Problem to solve:
Pull each line holding the word "React" from the data.

Supplied data:
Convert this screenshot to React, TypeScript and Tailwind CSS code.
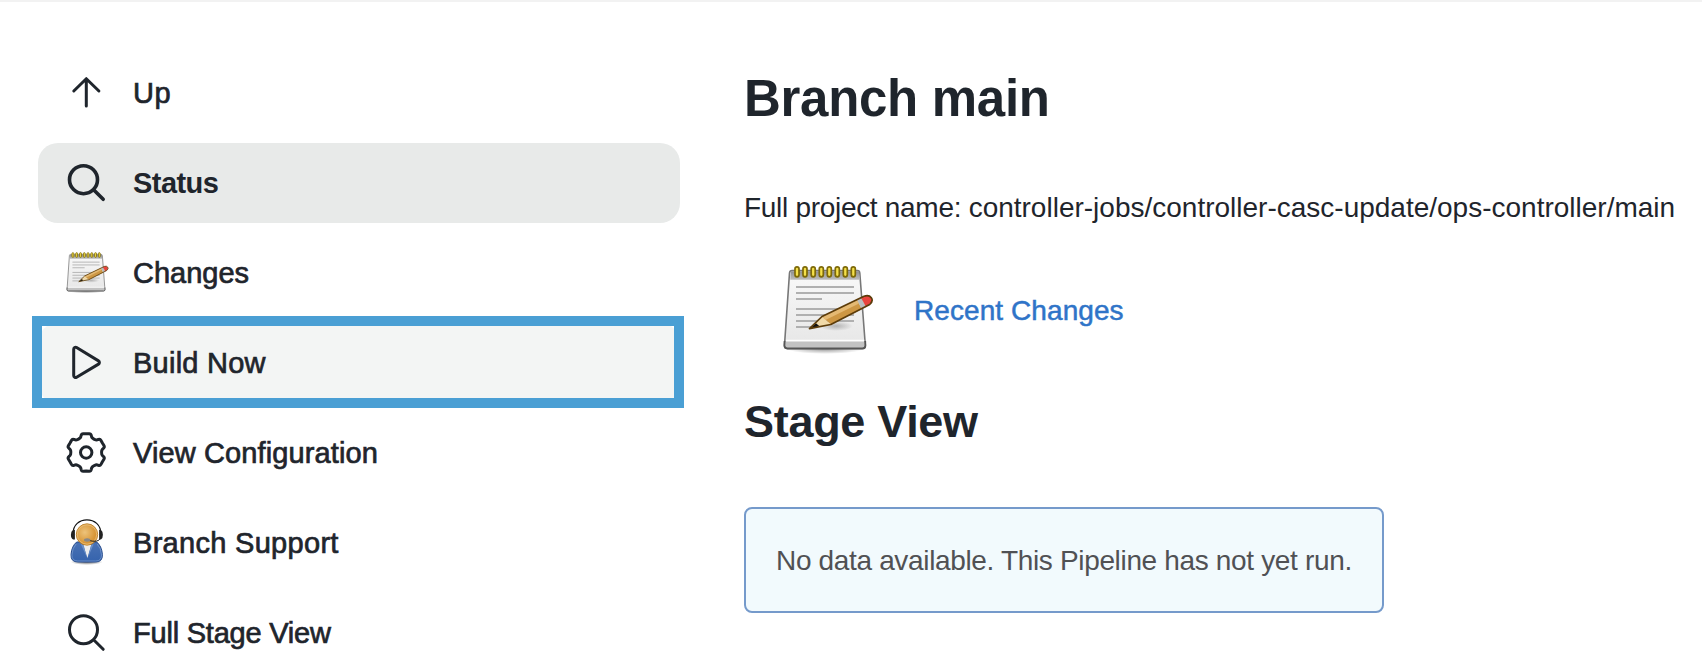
import React from "react";

type Kind = "up" | "search" | "notes" | "play" | "gear" | "support";

function gearPath() {
  const polar = (r: number, deg: number) => {
    const a = (deg * Math.PI) / 180;
    return `${(24.2 + r * Math.sin(a)).toFixed(2)} ${(23.4 - r * Math.cos(a)).toFixed(2)}`;
  };
  let d = "";
  for (let i = 0; i < 6; i++) {
    const c = i * 60;
    d += `${i === 0 ? "M" : "L"}${polar(15.7, c - 23)}`;
    d += `Q${polar(16.2, c - 19)} ${polar(17.8, c - 16.5)}`;
    d += `Q${polar(19.4, c - 14)} ${polar(19, c - 9)}`;
    d += `L${polar(18.7, c)}L${polar(19, c + 9)}`;
    d += `Q${polar(19.4, c + 14)} ${polar(17.8, c + 16.5)}`;
    d += `Q${polar(16.2, c + 19)} ${polar(15.7, c + 23)}`;
    d += `Q${polar(15.1, c + 30)} ${polar(15.7, c + 37)}`;
  }
  return d + "Z";
}

function Notes({ className }: { className: string }) {
  return (
    <svg viewBox="0 0 96 96" className={className}>
      <defs>
        <linearGradient id="paper" x1="0" y1="0" x2="0" y2="1">
          <stop offset="0" stopColor="#f9f9f9" />
          <stop offset="1" stopColor="#e6e6e6" />
        </linearGradient>
        <radialGradient id="paperShadow">
          <stop offset="0" stopColor="#000" stopOpacity=".4" />
          <stop offset="1" stopColor="#000" stopOpacity="0" />
        </radialGradient>
        <linearGradient id="band" x1="0" y1="0" x2="0" y2="1">
          <stop offset="0" stopColor="#8f8f8f" />
          <stop offset="1" stopColor="#bdbdbd" />
        </linearGradient>
      </defs>
      <ellipse cx="47" cy="90" rx="38" ry="5" fill="url(#paperShadow)" />
      <path d="M14 11.500h65.500q2 0 2.300 2.500L87.300 86q.3 3.500-3 3.500H9.500q-3.300 0-3-3.500L11.500 14q.3-2.500 2.500-2.500z" fill="url(#paper)" stroke="#777" strokeWidth="1.600" />
      <path d="M12.800 12.300h68.200l.7 8.500h-69.500z" fill="url(#band)" />
      <path d="M7.400 82.500h79.200l.2 4q0 2-2.500 2H9.500q-2.500 0-2.300-2z" fill="#c2c2c2" />
      <path d="M8 81.500h78.200" stroke="#fff" strokeWidth="1.500" />
      <path d="M6.600 82l-.2 4.500q.2 3 3 3h75q3 0 3-3l-.2-4.500" fill="none" stroke="#555" strokeWidth="1.800" />
      <path d="M18 28h58M18 34h58M18 40h26M18 50h58M18 56h58M18 62h58M18 68h20" stroke="#b0b0b0" strokeWidth="1.900" />
      {[19, 27, 35.2, 43.3, 51.3, 59.3, 67.3, 75.3].map((x) => (
        <rect key={x} x={x - 2} y="7.800" width="4" height="10" rx="2" fill="#f4e04a" stroke="#7d6908" strokeWidth="1.700" />
      ))}
      <ellipse cx="58" cy="67" rx="17" ry="5" fill="url(#paperShadow)" opacity=".6" />
      <path d="M31.500 69.700L44 57.500l9 8z" fill="#f0d9a8" />
      <path d="M44 57.500L79 40.500l5 9.500-31 15.500z" fill="#cd9744" />
      <path d="M44 57.500L79 40.500l2 4L47.500 61z" fill="#e4b973" />
      <path d="M31.500 69.700l6.500-5.500 3.500 3z" fill="#111" />
      <path d="M79 40.500l4-2 5.500 9.500-5 2z" fill="#b9bcbc" />
      <path d="M83 38.500l4-1.500q4-1 6 2t-1 5.500l-4 3.500z" fill="#e8443d" />
      <path d="M31.500 69.700L44 57.500l42-20.300q5-1.700 7.300 1.500t-1.600 6.800L52.800 65.500z" fill="none" stroke="#5c3c0a" strokeWidth="1.700" strokeLinejoin="round" />
    </svg>
  );
}

function Support() {
  return (
    <svg viewBox="0 0 48 48" className="size-12">
      <defs>
        <radialGradient id="face" cx=".4" cy=".4">
          <stop offset="0" stopColor="#edc37b" />
          <stop offset="1" stopColor="#d79536" />
        </radialGradient>
        <linearGradient id="suit" x1="0" y1="0" x2="0" y2="1">
          <stop offset="0" stopColor="#4a72b4" />
          <stop offset="1" stopColor="#3563ad" />
        </linearGradient>
        <radialGradient id="supportShadow">
          <stop offset="0" stopColor="#000" stopOpacity=".6" />
          <stop offset="1" stopColor="#000" stopOpacity="0" />
        </radialGradient>
      </defs>
      <g transform="translate(.7 0)">
        <ellipse cx="24" cy="43" rx="16" ry="3" fill="url(#supportShadow)" />
        <path d="M14 23q-5 4-5.700 12.500Q8 43 15 43h18q7 0 6.700-7.500Q39 27 34 23z" fill="url(#suit)" stroke="#24498a" />
        <path d="M13.500 25q-4 4-4.300 11 0 6 5.800 6h18q5.800 0 5.800-6-.3-7-4.300-11" fill="none" stroke="#7e9fd2" strokeWidth=".7" />
        <path d="M20.500 26h8L24.700 39z" fill="#eee" />
        <path d="M18 25l6 13-3-12zM31 25l-5.500 13 3-12z" fill="#6a8fc8" />
        <circle cx="24.300" cy="15.500" r="10.700" fill="url(#face)" stroke="#b87820" strokeWidth=".8" />
        <circle cx="24.300" cy="15.500" r="9.700" fill="none" stroke="#edc98a" strokeWidth=".7" />
        <path d="M10.500 15C9.500-3.800 39-3.800 38 15" fill="none" stroke="#111" strokeWidth="1.200" />
        <path d="M12.200 11v9.500h-1.800q-2.200-1-2.200-4.700t2.200-4.800zM36.400 11v9.500h1.800q2-1 2-4.700t-2-4.800z" fill="#222" />
        <path d="M37.500 19.500q-2 4.500-12 1.800" fill="none" stroke="#222" strokeWidth="1" />
        <ellipse cx="24.500" cy="21" rx="3.200" ry="1.700" fill="#888" />
      </g>
    </svg>
  );
}

function Icon({ kind, heavy }: { kind: Kind; heavy?: boolean }) {
  if (kind === "notes") return <Notes className="-mt-1 ml-0.5 mr-px size-[45px]" />;
  if (kind === "support") return <Support />;
  return (
    <svg viewBox="0 0 48 48" className="size-12" fill="none" stroke="currentColor" strokeLinecap="round" strokeLinejoin="round" strokeWidth={heavy ? 3.6 : 3}>
      {kind === "gear" && (
        <>
          <path d={gearPath()} />
          <circle cx="24.200" cy="23.500" r="5.700" />
        </>
      )}
      {kind === "up" && <path d="M11.800 22L24.300 9.700L36.900 22M24.300 9.700V37.100" />}
      {kind === "search" && <path d="M21.500 6.700a14 14 0 1 0 0 28a14 14 0 1 0 0-28zM31.600 30.700L41.200 40.300" />}
      {kind === "play" && (
        <path d="M11.700 10.300v26.200c0 1.600 1.600 2.600 2.900 1.800l21.900-13.200c1.200-.7 1.200-2.500 0-3.200L14.600 8.500c-1.300-.8-2.900.2-2.900 1.800z" />
      )}
    </svg>
  );
}

const medium = "[-webkit-text-stroke:0.7px_currentColor]";

const items: { label: string; icon: Kind; row?: string; text: string; active?: boolean }[] = [
  { label: "Up", icon: "up", text: `${medium} tracking-[0.5px]` },
  { label: "Status", icon: "search", row: "bg-[#e8eae9]", text: "font-bold tracking-[-0.55px]", active: true },
  { label: "Changes", icon: "notes", text: medium },
  { label: "Build Now", icon: "play", row: "bg-[#f3f5f4]", text: `${medium} tracking-[0.24px]` },
  { label: "View Configuration", icon: "gear", text: `${medium} tracking-[0.12px]` },
  { label: "Branch Support", icon: "support", text: `${medium} tracking-[0.3px]` },
  { label: "Full Stage View", icon: "search", text: `${medium} tracking-[-0.22px]` },
];

export default function App() {
  return (
    <div className="flex h-[664px] w-[1702px] overflow-hidden border-t-2 border-[#f2f2f2] bg-white font-['Liberation_Sans',Arial,sans-serif] text-[#1f252c]">
      <nav className="ml-[38px] mt-[51px] flex w-[642px] shrink-0 flex-col gap-2.5">
        {items.map((item) => (
          <a key={item.label} className={`relative flex h-20 shrink-0 items-center gap-[23px] rounded-[20px] pl-6 ${item.row ?? ""}`}>
            <Icon kind={item.icon} heavy={item.active} />
            <span className={`whitespace-nowrap text-[29px] leading-8 ${item.text}`}>{item.label}</span>
            {item.icon === "play" && <span className="absolute -left-1.5 -top-[7px] h-[92px] w-[652px] border-10 border-[#4a9fd4]" />}
          </a>
        ))}
      </nav>
      <main className="ml-16 flex flex-col items-start whitespace-nowrap">
        <h1 className="mt-[67px] text-[51px] font-bold leading-[60px] tracking-[-0.3px]">Branch main</h1>
        <p className="mt-[63px] text-[28px] leading-8">
          <span className="tracking-[-0.3px]">Full project name: </span>
          controller-jobs/controller-casc-update/ops-controller/main
        </p>
        <div className="mt-[35px] flex items-center gap-10 pl-[34px]">
          <Notes className="size-24" />
          <a className="mt-2 text-[28px] leading-8 tracking-[0.08px] text-[#2f74c8] [-webkit-text-stroke:0.5px_currentColor]">Recent Changes</a>
        </div>
        <h2 className="mt-[41px] text-[45px] font-bold leading-[52px] tracking-[-0.3px]">Stage View</h2>
        <div className="mt-[59px] flex h-[106px] w-[640px] items-center rounded-lg border-2 border-[#759acb] bg-[#f2fafd] pl-[30px] pt-0.5 text-[28px] leading-8 tracking-[-0.34px] text-[#505154]">
          No data available. This Pipeline has not yet run.
        </div>
      </main>
    </div>
  );
}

Expected output:
Convert this screenshot to React, TypeScript and Tailwind CSS code.
import React from "react";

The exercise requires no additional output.